*** Source excerpt
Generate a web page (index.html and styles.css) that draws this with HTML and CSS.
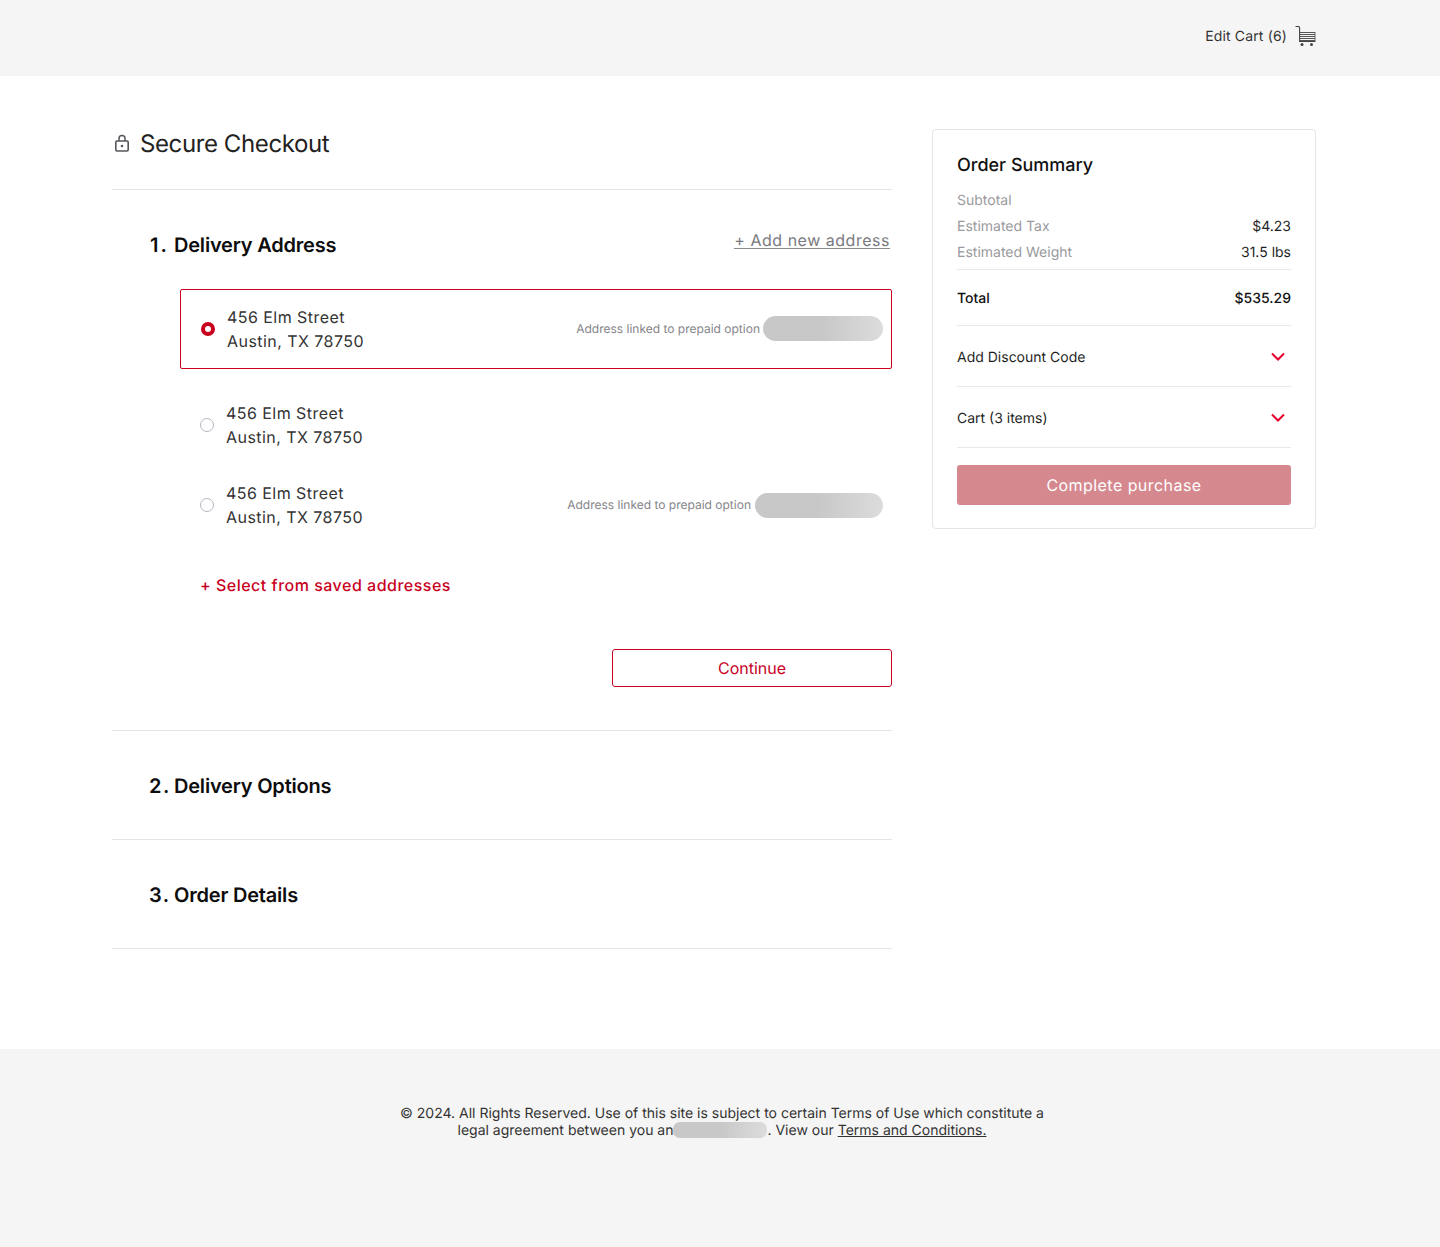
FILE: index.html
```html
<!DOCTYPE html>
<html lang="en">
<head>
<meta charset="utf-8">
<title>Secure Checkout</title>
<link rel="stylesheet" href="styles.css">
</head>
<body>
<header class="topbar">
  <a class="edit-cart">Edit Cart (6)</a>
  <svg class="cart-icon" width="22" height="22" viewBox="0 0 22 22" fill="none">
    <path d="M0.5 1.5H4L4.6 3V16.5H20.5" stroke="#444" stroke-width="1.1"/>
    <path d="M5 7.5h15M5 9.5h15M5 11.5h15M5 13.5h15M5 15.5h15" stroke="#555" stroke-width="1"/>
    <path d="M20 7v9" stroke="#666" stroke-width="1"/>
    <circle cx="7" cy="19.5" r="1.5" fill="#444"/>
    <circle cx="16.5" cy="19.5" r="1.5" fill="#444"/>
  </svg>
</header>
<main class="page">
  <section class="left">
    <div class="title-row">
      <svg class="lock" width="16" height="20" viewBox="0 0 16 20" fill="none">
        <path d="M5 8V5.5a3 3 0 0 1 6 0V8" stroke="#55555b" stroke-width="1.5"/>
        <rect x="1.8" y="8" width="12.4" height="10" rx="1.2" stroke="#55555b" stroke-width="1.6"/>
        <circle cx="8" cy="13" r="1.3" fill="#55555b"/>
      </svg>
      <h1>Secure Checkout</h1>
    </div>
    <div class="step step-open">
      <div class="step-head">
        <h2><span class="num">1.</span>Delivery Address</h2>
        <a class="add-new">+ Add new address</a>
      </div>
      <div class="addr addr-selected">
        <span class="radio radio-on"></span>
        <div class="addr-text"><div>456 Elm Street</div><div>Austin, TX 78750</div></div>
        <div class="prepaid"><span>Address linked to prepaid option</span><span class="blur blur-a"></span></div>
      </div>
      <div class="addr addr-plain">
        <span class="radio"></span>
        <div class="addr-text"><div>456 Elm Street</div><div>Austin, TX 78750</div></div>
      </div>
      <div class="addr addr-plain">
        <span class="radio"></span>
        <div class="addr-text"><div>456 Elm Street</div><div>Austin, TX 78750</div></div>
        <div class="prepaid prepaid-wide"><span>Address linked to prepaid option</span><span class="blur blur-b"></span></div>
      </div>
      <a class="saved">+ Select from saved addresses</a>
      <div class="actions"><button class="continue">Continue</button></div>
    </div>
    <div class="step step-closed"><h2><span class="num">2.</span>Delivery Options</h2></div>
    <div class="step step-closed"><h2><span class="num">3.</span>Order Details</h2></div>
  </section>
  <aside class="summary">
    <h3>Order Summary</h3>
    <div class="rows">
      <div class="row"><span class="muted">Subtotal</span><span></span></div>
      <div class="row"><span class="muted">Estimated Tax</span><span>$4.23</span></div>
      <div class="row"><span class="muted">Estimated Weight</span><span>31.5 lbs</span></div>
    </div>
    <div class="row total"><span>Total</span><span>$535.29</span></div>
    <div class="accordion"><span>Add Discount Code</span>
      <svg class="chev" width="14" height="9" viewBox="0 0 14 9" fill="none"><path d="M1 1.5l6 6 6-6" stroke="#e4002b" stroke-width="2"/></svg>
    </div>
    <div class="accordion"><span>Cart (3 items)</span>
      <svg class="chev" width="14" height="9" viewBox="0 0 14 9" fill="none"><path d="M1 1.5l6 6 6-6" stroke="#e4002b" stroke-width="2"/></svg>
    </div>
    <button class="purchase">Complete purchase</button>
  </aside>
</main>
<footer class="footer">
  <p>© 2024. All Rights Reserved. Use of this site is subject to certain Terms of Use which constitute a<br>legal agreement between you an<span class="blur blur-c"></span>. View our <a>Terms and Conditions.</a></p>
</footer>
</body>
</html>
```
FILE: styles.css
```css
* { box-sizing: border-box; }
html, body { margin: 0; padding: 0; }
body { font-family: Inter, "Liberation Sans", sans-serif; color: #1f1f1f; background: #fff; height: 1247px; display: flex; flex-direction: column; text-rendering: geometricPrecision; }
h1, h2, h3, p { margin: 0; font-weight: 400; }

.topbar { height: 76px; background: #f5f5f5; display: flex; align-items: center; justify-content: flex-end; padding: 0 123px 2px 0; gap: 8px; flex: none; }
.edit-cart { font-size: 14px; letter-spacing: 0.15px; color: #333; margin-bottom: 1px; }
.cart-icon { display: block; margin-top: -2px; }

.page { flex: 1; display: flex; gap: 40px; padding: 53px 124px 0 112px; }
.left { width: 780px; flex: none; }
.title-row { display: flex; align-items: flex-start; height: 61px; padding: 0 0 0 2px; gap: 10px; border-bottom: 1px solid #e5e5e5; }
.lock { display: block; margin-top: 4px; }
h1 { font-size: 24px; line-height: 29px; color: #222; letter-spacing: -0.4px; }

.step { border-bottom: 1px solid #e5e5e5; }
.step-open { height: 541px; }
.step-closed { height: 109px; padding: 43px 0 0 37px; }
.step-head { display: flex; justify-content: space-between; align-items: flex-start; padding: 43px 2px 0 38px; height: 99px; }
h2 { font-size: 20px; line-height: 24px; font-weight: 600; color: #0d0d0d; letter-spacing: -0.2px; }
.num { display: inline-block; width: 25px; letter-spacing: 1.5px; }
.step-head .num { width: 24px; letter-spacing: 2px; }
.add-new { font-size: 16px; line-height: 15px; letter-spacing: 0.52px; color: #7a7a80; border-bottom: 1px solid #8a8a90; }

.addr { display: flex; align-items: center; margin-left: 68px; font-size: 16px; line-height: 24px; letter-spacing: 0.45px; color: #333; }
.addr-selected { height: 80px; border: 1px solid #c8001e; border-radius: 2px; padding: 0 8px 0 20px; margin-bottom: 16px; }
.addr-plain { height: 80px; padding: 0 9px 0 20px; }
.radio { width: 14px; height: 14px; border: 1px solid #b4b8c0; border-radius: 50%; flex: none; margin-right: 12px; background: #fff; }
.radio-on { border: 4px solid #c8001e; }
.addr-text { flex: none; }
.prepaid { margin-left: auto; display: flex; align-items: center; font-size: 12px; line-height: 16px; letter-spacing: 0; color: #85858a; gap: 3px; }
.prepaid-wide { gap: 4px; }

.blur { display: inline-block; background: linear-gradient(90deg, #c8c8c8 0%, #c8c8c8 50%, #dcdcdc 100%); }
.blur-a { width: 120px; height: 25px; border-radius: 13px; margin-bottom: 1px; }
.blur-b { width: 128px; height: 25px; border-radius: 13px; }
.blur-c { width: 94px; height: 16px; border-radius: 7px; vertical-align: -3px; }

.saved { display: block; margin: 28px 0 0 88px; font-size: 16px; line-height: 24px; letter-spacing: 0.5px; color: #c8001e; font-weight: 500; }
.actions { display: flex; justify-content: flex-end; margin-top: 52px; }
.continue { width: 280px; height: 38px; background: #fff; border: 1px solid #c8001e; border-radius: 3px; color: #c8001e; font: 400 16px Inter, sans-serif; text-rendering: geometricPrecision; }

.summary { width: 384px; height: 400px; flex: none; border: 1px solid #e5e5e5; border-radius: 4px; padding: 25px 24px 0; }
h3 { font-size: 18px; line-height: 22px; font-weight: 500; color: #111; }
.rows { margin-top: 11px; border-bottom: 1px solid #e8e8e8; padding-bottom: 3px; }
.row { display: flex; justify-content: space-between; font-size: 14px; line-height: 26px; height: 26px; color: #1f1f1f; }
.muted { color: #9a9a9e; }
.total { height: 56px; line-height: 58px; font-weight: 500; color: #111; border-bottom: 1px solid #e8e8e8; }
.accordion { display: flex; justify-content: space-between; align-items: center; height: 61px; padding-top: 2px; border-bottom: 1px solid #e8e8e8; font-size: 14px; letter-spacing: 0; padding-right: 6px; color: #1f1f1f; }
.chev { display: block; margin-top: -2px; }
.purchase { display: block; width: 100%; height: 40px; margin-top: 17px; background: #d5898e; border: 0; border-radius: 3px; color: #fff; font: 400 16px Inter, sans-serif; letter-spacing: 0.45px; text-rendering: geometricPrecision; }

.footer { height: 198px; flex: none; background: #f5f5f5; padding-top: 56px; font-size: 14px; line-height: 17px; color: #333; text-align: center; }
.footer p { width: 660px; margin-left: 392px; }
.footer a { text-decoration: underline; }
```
******
Scan the data for the word "this" and copy every line where it shows up.

• Finished exercise:
Generate a web page (index.html and styles.css) that draws this with HTML and CSS.
  <p>© 2024. All Rights Reserved. Use of this site is subject to certain Terms of Use which constitute a<br>legal agreement between you an<span class="blur blur-c"></span>. View our <a>Terms and Conditions.</a></p>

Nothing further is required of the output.